Recorded information ::
☆ ☆ ☆ ☆
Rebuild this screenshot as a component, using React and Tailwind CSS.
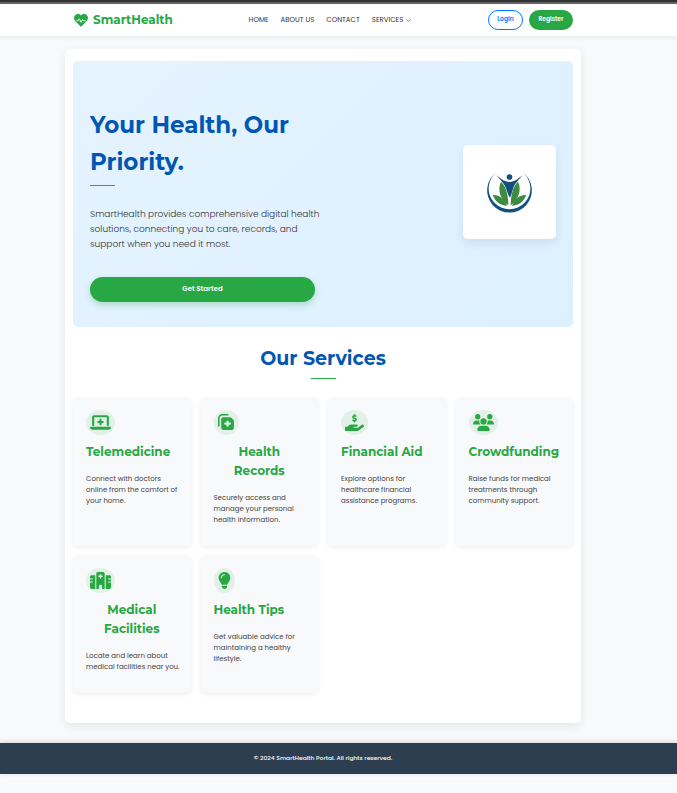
import React from "react";
import {
  FaLaptopMedical,
  FaNotesMedical,
  FaHandHoldingDollar,
  FaUsers,
  FaHospital,
  FaLightbulb,
} from "react-icons/fa6";
import { ChevronDown } from "lucide-react";

const services = [
  { title: "Telemedicine", text: "Connect with doctors online from the comfort of your home.", Icon: FaLaptopMedical, iconClass: "w-[21px]" },
  { title: "Health Records", text: "Securely access and manage your personal health information.", Icon: FaNotesMedical, iconClass: "w-[17px] -scale-y-100" },
  { title: "Financial Aid", text: "Explore options for healthcare financial assistance programs.", Icon: FaHandHoldingDollar, iconClass: "w-[19px]" },
  { title: "Crowdfunding", text: "Raise funds for medical treatments through community support.", Icon: FaUsers, iconClass: "w-[21px]" },
  { title: "Medical Facilities", text: "Locate and learn about medical facilities near you.", Icon: FaHospital, iconClass: "w-[21px]" },
  { title: "Health Tips", text: "Get valuable advice for maintaining a healthy lifestyle.", Icon: FaLightbulb, iconClass: "w-[13px]" },
];

function HeartPulse() {
  return (
    <svg viewBox="0 0 14 13" className="h-[13px] w-[14px]" aria-hidden="true">
      <path fill="#28a745" d="M7 1.6C8.5-.4 11.400-.3 12.900 1.300C14.400 2.900 14.300 5.300 12.800 6.900L7.400 12.600Q7 13 6.600 12.600L1.200 6.900C-.3 5.300-.4 2.900 1.100 1.300C2.600-.3 5.500-.4 7 1.600Z" />
      <path fill="none" stroke="#fff" strokeWidth="0.9" strokeLinejoin="round" d="M2.500 6.800H4L5.300 4.800L7 8.300L8.500 5.400L9.400 6.800H11.500" />
    </svg>
  );
}

function Emblem() {
  return (
    <svg viewBox="39 45 279 282" className="size-full" role="img" aria-label="SmartHealth emblem">
      <g fill="#14507f">
        <path d="M140 126A67 67 0 1 0 217 126A62.6 62.6 0 1 1 140 126Z" />
        <circle cx="178.5" cy="141" r="8.5" />
        <path d="M139 135C154 148 163 155 178.5 156C194 155 203 148 218 135C206 150 197 158 191 170C187 181 184 195 180 203C174 195 171 181 166 170C160 158 151 150 139 135Z" />
      </g>
      <g fill="#3d8a41">
        <path d="M153 155C165 165 175 190 175 226C154 212 140 180 153 155Z" />
        <path d="M204 155C192 165 182 190 182 226C203 212 217 180 204 155Z" />
        <path d="M128 195C146 193 161 205 171 227C150 226 136 215 128 195Z" />
        <path d="M229 195C211 193 196 205 186 227C207 226 221 215 229 195Z" />
      </g>
    </svg>
  );
}

function ServiceCard({ title, text, Icon, iconClass }) {
  return (
    <article className="flex flex-col items-start rounded-[5px] bg-[#f8f9fa] px-[13px] pt-3 pb-[21px] shadow-[0_1px_5px_rgba(0,0,0,0.08)]">
      <span className="flex h-[25px] items-center rounded-[50%] bg-[#28a745]/10 px-1 text-[#28a745]">
        <Icon className={"h-[17px] " + iconClass} />
      </span>
      <h3 className="mt-[7px] text-center font-[Montserrat,Inter,sans-serif] text-[12px] leading-[19px] font-bold text-[#28a745]">
        {title}
      </h3>
      <p className="mt-3 -mr-[6px] text-[7px] leading-[11px] text-[#444]">{text}</p>
    </article>
  );
}

export default function App() {
  return (
    <div className="min-h-screen bg-[#f8f9fa] font-[Poppins,Inter,sans-serif] text-[#333]">
      <div className="h-1 border-b-2 border-[#666] bg-[#333]" />
      <header className="bg-white pr-[31px] shadow-[0_1px_5px_rgba(0,0,0,0.08)]">
        <div className="mx-auto flex h-8 max-w-[500px] items-center justify-between">
          <a href="#" className="flex items-center gap-[5px] pl-px font-[Montserrat,Inter,sans-serif] text-[12px] leading-5 font-bold text-[#28a745]">
            <HeartPulse />
            SmartHealth
          </a>
          <nav className="flex items-center gap-3 text-[7px] leading-3">
            <a href="#">HOME</a>
            <a href="#">ABOUT US</a>
            <a href="#">CONTACT</a>
            <a href="#services" className="flex items-center gap-[2px]">
              SERVICES
              <ChevronDown className="size-[7px]" />
            </a>
          </nav>
          <div className="flex gap-[6px] text-[6px] leading-3 font-semibold">
            <button className="h-5 w-[35px] rounded-full border border-[#007bff] pb-[2px] text-[#007bff]">Login</button>
            <button className="h-5 w-11 rounded-full bg-[#28a745] pb-[2px] text-white">Register</button>
          </div>
        </div>
      </header>

      <div className="pt-[13px] pr-[31px] pb-5">
        <main className="mx-auto max-w-[516px] rounded-[5px] bg-white px-2 pt-3 pb-[30px] shadow-[0_3px_10px_rgba(0,0,0,0.08)]">
          <section className="flex items-center justify-between rounded-[5px] bg-linear-135 from-[#e6f3ff] to-[#dcf0ff] px-[17px] pt-[21px] pb-[25px]">
            <div className="w-60">
              <h1 className="mt-[25px] font-[Montserrat,Inter,sans-serif] text-[23px] leading-[37px] font-bold text-[#0056b3]">
                Your Health, Our Priority.
              </h1>
              <div className="mt-1 h-px w-[25px] bg-[#28a745]" />
              <p className="mt-[21px] text-[9px] leading-[15px] font-light text-[#333]">
                SmartHealth provides comprehensive digital health solutions, connecting you to care, records, and support when you need it most.
              </p>
              <button className="mt-[25px] h-[25px] w-[225px] rounded-full bg-[#28a745] pb-px text-[7px] font-semibold text-white shadow-[0_3px_6px_rgba(40,167,69,0.3)]">
                Get Started
              </button>
            </div>
            <div className="h-[94px] w-[93px] rounded-[5px] bg-white shadow-[0_4px_10px_rgba(0,0,0,0.08)]">
              <Emblem />
            </div>
          </section>

          <section id="services">
            <h2 className="mt-4 text-center font-[Montserrat,Inter,sans-serif] text-[19px] leading-8 font-bold text-[#0056b3]">
              Our Services
            </h2>
            <div className="mx-auto mt-[3px] h-px w-[25px] bg-[#28a745]" />
            <div className="mt-[19px] grid grid-cols-4 gap-[10px]">
              {services.map((service) => (
                <ServiceCard key={service.title} {...service} />
              ))}
            </div>
          </section>
        </main>
      </div>

      <footer className="bg-[#2c3e50] py-[10px] pr-[31px] text-center text-[6px] leading-[11px] font-medium text-white shadow-[0_-1px_5px_rgba(0,0,0,0.15)]">
        <p>© 2024 SmartHealth Portal. All rights reserved.</p>
      </footer>
    </div>
  );
}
☆ ☆ ☆ ☆
What is expected :: Omitting all images, print the listing exactly.

Solution for this problem ::
Rebuild this screenshot as a component, using React and Tailwind CSS.
import React from "react";
import {
  FaLaptopMedical,
  FaNotesMedical,
  FaHandHoldingDollar,
  FaUsers,
  FaHospital,
  FaLightbulb,
} from "react-icons/fa6";
import { ChevronDown } from "lucide-react";

const services = [
  { title: "Telemedicine", text: "Connect with doctors online from the comfort of your home.", Icon: FaLaptopMedical, iconClass: "w-[21px]" },
  { title: "Health Records", text: "Securely access and manage your personal health information.", Icon: FaNotesMedical, iconClass: "w-[17px] -scale-y-100" },
  { title: "Financial Aid", text: "Explore options for healthcare financial assistance programs.", Icon: FaHandHoldingDollar, iconClass: "w-[19px]" },
  { title: "Crowdfunding", text: "Raise funds for medical treatments through community support.", Icon: FaUsers, iconClass: "w-[21px]" },
  { title: "Medical Facilities", text: "Locate and learn about medical facilities near you.", Icon: FaHospital, iconClass: "w-[21px]" },
  { title: "Health Tips", text: "Get valuable advice for maintaining a healthy lifestyle.", Icon: FaLightbulb, iconClass: "w-[13px]" },
];

function HeartPulse() {
  return (
    <svg viewBox="0 0 14 13" className="h-[13px] w-[14px]" aria-hidden="true">
      <path fill="#28a745" d="M7 1.6C8.5-.4 11.400-.3 12.900 1.300C14.400 2.900 14.300 5.300 12.800 6.900L7.400 12.600Q7 13 6.600 12.600L1.200 6.900C-.3 5.300-.4 2.900 1.100 1.300C2.600-.3 5.500-.4 7 1.600Z" />
      <path fill="none" stroke="#fff" strokeWidth="0.9" strokeLinejoin="round" d="M2.500 6.800H4L5.300 4.800L7 8.300L8.500 5.400L9.400 6.800H11.500" />
    </svg>
  );
}

function Emblem() {
  return (
    <svg viewBox="39 45 279 282" className="size-full" role="img" aria-label="SmartHealth emblem">
      <g fill="#14507f">
        <path d="M140 126A67 67 0 1 0 217 126A62.6 62.6 0 1 1 140 126Z" />
        <circle cx="178.5" cy="141" r="8.5" />
        <path d="M139 135C154 148 163 155 178.5 156C194 155 203 148 218 135C206 150 197 158 191 170C187 181 184 195 180 203C174 195 171 181 166 170C160 158 151 150 139 135Z" />
      </g>
      <g fill="#3d8a41">
        <path d="M153 155C165 165 175 190 175 226C154 212 140 180 153 155Z" />
        <path d="M204 155C192 165 182 190 182 226C203 212 217 180 204 155Z" />
        <path d="M128 195C146 193 161 205 171 227C150 226 136 215 128 195Z" />
        <path d="M229 195C211 193 196 205 186 227C207 226 221 215 229 195Z" />
      </g>
    </svg>
  );
}

function ServiceCard({ title, text, Icon, iconClass }) {
  return (
    <article className="flex flex-col items-start rounded-[5px] bg-[#f8f9fa] px-[13px] pt-3 pb-[21px] shadow-[0_1px_5px_rgba(0,0,0,0.08)]">
      <span className="flex h-[25px] items-center rounded-[50%] bg-[#28a745]/10 px-1 text-[#28a745]">
        <Icon className={"h-[17px] " + iconClass} />
      </span>
      <h3 className="mt-[7px] text-center font-[Montserrat,Inter,sans-serif] text-[12px] leading-[19px] font-bold text-[#28a745]">
        {title}
      </h3>
      <p className="mt-3 -mr-[6px] text-[7px] leading-[11px] text-[#444]">{text}</p>
    </article>
  );
}

export default function App() {
  return (
    <div className="min-h-screen bg-[#f8f9fa] font-[Poppins,Inter,sans-serif] text-[#333]">
      <div className="h-1 border-b-2 border-[#666] bg-[#333]" />
      <header className="bg-white pr-[31px] shadow-[0_1px_5px_rgba(0,0,0,0.08)]">
        <div className="mx-auto flex h-8 max-w-[500px] items-center justify-between">
          <a href="#" className="flex items-center gap-[5px] pl-px font-[Montserrat,Inter,sans-serif] text-[12px] leading-5 font-bold text-[#28a745]">
            <HeartPulse />
            SmartHealth
          </a>
          <nav className="flex items-center gap-3 text-[7px] leading-3">
            <a href="#">HOME</a>
            <a href="#">ABOUT US</a>
            <a href="#">CONTACT</a>
            <a href="#services" className="flex items-center gap-[2px]">
              SERVICES
              <ChevronDown className="size-[7px]" />
            </a>
          </nav>
          <div className="flex gap-[6px] text-[6px] leading-3 font-semibold">
            <button className="h-5 w-[35px] rounded-full border border-[#007bff] pb-[2px] text-[#007bff]">Login</button>
            <button className="h-5 w-11 rounded-full bg-[#28a745] pb-[2px] text-white">Register</button>
          </div>
        </div>
      </header>

      <div className="pt-[13px] pr-[31px] pb-5">
        <main className="mx-auto max-w-[516px] rounded-[5px] bg-white px-2 pt-3 pb-[30px] shadow-[0_3px_10px_rgba(0,0,0,0.08)]">
          <section className="flex items-center justify-between rounded-[5px] bg-linear-135 from-[#e6f3ff] to-[#dcf0ff] px-[17px] pt-[21px] pb-[25px]">
            <div className="w-60">
              <h1 className="mt-[25px] font-[Montserrat,Inter,sans-serif] text-[23px] leading-[37px] font-bold text-[#0056b3]">
                Your Health, Our Priority.
              </h1>
              <div className="mt-1 h-px w-[25px] bg-[#28a745]" />
              <p className="mt-[21px] text-[9px] leading-[15px] font-light text-[#333]">
                SmartHealth provides comprehensive digital health solutions, connecting you to care, records, and support when you need it most.
              </p>
              <button className="mt-[25px] h-[25px] w-[225px] rounded-full bg-[#28a745] pb-px text-[7px] font-semibold text-white shadow-[0_3px_6px_rgba(40,167,69,0.3)]">
                Get Started
              </button>
            </div>
            <div className="h-[94px] w-[93px] rounded-[5px] bg-white shadow-[0_4px_10px_rgba(0,0,0,0.08)]">
              <Emblem />
            </div>
          </section>

          <section id="services">
            <h2 className="mt-4 text-center font-[Montserrat,Inter,sans-serif] text-[19px] leading-8 font-bold text-[#0056b3]">
              Our Services
            </h2>
            <div className="mx-auto mt-[3px] h-px w-[25px] bg-[#28a745]" />
            <div className="mt-[19px] grid grid-cols-4 gap-[10px]">
              {services.map((service) => (
                <ServiceCard key={service.title} {...service} />
              ))}
            </div>
          </section>
        </main>
      </div>

      <footer className="bg-[#2c3e50] py-[10px] pr-[31px] text-center text-[6px] leading-[11px] font-medium text-white shadow-[0_-1px_5px_rgba(0,0,0,0.15)]">
        <p>© 2024 SmartHealth Portal. All rights reserved.</p>
      </footer>
    </div>
  );
}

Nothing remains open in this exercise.